STATED EXERCISE => Go through the listing and copy each line with the string "index".

+++

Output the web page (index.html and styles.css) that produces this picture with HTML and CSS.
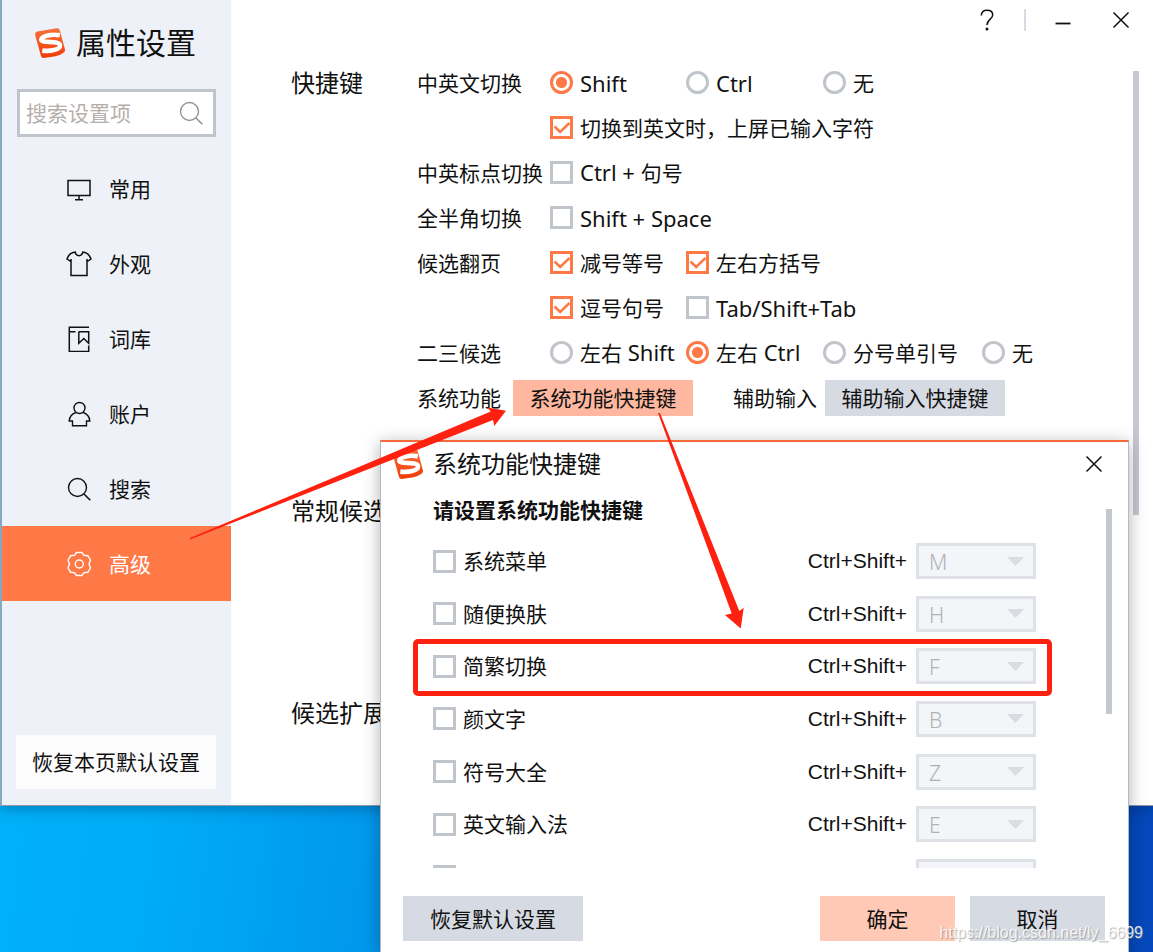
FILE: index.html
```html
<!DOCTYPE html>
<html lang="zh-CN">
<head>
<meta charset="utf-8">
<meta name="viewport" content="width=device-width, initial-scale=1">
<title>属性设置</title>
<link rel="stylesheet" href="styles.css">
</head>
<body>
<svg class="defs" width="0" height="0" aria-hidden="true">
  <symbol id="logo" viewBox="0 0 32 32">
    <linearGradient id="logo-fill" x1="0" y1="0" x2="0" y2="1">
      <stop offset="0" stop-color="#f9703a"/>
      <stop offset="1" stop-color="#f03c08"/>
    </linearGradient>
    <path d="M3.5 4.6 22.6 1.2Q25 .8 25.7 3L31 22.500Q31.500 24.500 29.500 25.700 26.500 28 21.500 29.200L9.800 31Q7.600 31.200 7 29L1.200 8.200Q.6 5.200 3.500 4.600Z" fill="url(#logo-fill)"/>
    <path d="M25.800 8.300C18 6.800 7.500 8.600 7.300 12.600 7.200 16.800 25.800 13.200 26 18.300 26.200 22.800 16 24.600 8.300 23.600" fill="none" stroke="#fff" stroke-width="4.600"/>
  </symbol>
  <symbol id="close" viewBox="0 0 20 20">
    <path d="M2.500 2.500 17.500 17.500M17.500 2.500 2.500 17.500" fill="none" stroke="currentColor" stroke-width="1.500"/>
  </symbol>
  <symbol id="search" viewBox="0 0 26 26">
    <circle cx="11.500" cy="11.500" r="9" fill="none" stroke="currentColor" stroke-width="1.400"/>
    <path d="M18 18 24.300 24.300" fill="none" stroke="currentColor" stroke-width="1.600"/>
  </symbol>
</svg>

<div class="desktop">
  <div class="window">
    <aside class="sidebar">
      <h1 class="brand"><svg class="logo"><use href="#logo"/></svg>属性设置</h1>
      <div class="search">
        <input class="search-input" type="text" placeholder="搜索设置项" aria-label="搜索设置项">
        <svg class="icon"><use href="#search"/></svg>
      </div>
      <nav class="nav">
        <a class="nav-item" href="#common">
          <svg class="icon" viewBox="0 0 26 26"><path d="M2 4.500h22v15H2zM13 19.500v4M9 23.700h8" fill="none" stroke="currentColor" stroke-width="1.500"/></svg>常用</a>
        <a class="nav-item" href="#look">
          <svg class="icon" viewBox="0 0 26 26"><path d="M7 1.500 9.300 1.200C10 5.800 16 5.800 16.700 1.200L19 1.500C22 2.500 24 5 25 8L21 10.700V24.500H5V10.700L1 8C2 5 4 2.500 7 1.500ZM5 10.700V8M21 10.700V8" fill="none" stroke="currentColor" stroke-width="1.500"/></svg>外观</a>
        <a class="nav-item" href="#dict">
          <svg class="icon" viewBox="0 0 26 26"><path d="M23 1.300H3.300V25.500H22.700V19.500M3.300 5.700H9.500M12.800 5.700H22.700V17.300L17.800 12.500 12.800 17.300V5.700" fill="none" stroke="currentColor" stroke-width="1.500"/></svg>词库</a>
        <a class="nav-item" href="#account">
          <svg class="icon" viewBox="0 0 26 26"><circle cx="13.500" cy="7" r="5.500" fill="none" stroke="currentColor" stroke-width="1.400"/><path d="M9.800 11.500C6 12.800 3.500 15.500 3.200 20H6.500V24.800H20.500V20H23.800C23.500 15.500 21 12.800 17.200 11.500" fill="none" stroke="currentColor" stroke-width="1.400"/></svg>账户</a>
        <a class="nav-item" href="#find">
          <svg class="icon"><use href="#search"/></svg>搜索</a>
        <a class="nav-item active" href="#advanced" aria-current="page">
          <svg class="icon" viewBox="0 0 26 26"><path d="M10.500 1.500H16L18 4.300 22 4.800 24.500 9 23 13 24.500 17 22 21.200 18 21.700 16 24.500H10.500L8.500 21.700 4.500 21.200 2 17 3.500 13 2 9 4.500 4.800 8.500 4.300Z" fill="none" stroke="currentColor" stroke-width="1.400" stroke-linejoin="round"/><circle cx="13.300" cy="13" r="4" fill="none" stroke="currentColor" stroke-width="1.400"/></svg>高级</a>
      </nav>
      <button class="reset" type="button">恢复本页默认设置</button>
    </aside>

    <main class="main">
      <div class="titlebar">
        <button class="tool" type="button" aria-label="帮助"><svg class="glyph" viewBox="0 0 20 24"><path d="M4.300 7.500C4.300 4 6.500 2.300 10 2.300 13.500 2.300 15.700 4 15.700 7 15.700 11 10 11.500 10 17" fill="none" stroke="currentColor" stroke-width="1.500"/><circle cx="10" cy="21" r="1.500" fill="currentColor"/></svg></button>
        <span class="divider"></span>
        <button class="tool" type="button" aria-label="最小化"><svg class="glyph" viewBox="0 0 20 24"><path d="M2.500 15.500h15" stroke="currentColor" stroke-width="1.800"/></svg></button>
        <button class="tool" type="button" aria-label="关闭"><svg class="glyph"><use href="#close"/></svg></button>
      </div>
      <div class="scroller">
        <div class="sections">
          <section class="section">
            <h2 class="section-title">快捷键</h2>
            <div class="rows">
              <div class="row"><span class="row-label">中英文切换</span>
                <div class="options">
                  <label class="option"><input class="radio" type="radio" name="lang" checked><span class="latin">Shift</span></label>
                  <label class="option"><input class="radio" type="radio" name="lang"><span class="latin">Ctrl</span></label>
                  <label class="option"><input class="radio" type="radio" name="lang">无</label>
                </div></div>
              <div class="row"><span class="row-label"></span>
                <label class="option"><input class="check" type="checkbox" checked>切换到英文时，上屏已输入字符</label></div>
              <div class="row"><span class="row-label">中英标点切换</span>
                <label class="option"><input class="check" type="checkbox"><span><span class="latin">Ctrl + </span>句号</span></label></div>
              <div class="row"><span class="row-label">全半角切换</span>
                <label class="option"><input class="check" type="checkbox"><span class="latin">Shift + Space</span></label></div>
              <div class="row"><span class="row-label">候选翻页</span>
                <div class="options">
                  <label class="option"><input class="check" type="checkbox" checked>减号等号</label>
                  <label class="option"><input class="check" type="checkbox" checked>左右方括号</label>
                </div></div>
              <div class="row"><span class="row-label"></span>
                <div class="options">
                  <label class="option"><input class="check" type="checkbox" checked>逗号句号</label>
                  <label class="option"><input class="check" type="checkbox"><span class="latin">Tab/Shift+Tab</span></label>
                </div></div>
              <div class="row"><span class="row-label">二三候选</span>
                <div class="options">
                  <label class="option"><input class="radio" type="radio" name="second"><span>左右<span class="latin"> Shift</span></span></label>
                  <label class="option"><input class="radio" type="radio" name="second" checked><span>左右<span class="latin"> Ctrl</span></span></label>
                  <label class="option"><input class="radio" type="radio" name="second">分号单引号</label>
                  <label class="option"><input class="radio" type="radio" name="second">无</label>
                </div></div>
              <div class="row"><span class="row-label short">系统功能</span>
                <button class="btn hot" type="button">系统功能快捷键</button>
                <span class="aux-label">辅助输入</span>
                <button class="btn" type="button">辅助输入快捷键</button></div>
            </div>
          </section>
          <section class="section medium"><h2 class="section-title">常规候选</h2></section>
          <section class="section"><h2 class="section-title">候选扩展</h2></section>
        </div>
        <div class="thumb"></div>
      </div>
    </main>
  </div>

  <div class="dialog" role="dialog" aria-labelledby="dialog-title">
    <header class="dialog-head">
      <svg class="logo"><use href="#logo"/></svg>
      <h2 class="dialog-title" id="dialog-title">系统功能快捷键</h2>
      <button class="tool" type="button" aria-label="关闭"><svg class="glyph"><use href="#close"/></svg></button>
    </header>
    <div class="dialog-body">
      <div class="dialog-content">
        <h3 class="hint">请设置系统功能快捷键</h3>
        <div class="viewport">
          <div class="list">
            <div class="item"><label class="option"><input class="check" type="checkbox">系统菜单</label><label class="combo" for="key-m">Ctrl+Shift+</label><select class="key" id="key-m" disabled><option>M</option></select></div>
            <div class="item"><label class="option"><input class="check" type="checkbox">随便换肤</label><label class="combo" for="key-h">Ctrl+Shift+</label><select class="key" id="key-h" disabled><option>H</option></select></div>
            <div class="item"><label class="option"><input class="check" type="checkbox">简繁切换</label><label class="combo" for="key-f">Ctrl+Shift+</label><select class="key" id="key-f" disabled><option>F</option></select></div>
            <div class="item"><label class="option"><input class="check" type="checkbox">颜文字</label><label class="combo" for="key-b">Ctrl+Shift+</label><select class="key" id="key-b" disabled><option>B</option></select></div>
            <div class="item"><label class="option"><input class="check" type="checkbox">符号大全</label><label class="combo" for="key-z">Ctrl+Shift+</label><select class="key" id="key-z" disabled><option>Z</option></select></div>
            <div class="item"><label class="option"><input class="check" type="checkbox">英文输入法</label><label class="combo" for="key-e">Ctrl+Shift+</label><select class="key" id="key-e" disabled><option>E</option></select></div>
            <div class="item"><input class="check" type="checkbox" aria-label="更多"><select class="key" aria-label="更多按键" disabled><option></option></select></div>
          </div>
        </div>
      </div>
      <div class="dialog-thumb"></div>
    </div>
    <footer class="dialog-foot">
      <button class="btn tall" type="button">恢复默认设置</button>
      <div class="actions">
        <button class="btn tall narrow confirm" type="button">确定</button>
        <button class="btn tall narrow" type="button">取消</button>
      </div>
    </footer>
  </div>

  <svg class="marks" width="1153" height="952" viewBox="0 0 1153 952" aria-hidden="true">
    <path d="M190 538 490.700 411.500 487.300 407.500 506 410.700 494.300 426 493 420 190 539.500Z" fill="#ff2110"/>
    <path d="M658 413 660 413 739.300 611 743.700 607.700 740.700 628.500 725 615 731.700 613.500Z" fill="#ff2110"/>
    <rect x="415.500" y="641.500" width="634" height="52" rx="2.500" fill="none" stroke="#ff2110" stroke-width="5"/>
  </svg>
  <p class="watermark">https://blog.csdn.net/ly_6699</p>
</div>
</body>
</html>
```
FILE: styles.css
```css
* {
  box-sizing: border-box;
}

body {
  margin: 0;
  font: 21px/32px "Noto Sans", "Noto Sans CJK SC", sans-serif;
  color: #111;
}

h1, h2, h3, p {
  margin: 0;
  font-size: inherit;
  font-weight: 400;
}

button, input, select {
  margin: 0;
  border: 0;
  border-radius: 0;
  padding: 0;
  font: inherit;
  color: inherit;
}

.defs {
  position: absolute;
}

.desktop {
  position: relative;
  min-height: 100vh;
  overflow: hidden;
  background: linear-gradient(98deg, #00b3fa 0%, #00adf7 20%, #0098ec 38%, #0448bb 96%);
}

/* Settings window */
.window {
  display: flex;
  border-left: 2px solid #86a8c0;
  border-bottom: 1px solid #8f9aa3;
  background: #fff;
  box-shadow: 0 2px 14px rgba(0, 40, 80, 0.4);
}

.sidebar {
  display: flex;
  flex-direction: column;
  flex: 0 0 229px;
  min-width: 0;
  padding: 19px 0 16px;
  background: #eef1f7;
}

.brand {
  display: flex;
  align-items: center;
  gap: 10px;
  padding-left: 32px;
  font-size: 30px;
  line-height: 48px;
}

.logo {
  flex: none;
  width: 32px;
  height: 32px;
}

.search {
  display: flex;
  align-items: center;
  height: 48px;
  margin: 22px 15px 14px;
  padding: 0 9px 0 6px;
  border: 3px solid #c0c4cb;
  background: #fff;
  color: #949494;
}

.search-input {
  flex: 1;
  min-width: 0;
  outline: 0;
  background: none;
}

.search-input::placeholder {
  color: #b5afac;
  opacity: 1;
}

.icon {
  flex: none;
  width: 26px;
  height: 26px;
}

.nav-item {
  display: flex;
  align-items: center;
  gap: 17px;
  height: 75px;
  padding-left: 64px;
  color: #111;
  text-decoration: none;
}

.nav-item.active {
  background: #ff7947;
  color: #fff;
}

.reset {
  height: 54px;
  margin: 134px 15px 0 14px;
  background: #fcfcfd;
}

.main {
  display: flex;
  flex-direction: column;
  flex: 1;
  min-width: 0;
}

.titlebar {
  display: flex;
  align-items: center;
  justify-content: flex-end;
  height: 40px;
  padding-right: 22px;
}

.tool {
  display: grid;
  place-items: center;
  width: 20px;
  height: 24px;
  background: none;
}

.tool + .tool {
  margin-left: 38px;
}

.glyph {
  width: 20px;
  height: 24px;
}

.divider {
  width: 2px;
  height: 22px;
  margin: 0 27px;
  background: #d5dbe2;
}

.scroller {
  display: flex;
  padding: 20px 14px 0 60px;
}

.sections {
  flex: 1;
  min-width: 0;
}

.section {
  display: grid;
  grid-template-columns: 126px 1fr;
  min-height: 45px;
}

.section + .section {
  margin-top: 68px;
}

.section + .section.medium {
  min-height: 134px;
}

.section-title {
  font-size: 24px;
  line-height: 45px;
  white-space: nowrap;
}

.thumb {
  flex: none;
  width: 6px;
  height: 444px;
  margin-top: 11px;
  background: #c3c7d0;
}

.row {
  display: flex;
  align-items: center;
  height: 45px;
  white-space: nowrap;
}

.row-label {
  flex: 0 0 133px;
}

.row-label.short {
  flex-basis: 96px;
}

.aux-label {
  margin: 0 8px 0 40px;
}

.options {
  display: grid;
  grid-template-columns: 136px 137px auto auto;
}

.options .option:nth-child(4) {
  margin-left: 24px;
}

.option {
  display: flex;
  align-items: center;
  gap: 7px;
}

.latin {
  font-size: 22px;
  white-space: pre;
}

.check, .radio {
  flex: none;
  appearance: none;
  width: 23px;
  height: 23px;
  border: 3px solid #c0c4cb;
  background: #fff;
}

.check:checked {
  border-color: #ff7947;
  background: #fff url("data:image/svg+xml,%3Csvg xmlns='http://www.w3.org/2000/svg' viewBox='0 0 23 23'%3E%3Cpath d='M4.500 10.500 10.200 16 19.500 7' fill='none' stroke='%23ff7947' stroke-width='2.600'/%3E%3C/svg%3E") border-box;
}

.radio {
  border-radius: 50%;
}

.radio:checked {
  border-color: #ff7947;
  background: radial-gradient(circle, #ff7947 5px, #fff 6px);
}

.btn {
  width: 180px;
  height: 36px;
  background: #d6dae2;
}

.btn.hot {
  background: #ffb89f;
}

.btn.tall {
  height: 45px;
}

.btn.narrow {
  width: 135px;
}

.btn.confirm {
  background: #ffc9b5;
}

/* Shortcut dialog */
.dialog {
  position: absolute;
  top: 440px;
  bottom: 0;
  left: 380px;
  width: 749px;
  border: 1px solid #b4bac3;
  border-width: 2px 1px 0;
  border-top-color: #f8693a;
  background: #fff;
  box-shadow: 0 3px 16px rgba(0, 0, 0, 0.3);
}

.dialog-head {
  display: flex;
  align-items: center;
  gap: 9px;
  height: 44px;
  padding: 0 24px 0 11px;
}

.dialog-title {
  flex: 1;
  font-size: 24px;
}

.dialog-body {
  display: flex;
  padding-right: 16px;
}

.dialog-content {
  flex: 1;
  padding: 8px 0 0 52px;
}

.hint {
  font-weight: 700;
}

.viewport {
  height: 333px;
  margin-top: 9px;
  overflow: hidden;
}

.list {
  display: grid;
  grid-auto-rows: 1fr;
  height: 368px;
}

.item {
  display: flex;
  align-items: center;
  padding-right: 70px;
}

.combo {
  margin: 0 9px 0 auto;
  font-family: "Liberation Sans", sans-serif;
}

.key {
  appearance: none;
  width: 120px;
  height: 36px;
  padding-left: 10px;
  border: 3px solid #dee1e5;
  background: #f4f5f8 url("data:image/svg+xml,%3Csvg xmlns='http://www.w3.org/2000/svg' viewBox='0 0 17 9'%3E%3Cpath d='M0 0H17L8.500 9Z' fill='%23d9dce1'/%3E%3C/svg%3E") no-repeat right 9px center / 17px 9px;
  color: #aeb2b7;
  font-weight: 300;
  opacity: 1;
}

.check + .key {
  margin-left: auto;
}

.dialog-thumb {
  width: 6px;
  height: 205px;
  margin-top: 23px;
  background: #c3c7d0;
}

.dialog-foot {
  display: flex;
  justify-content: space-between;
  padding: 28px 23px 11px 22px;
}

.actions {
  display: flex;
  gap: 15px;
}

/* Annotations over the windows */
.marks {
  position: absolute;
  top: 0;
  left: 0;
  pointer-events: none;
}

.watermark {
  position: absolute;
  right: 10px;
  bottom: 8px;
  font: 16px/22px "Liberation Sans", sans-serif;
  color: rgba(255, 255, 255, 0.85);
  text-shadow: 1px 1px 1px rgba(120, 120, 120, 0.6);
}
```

+++

EXERCISE SOLUTION =>
Output the web page (index.html and styles.css) that produces this picture with HTML and CSS.
FILE: index.html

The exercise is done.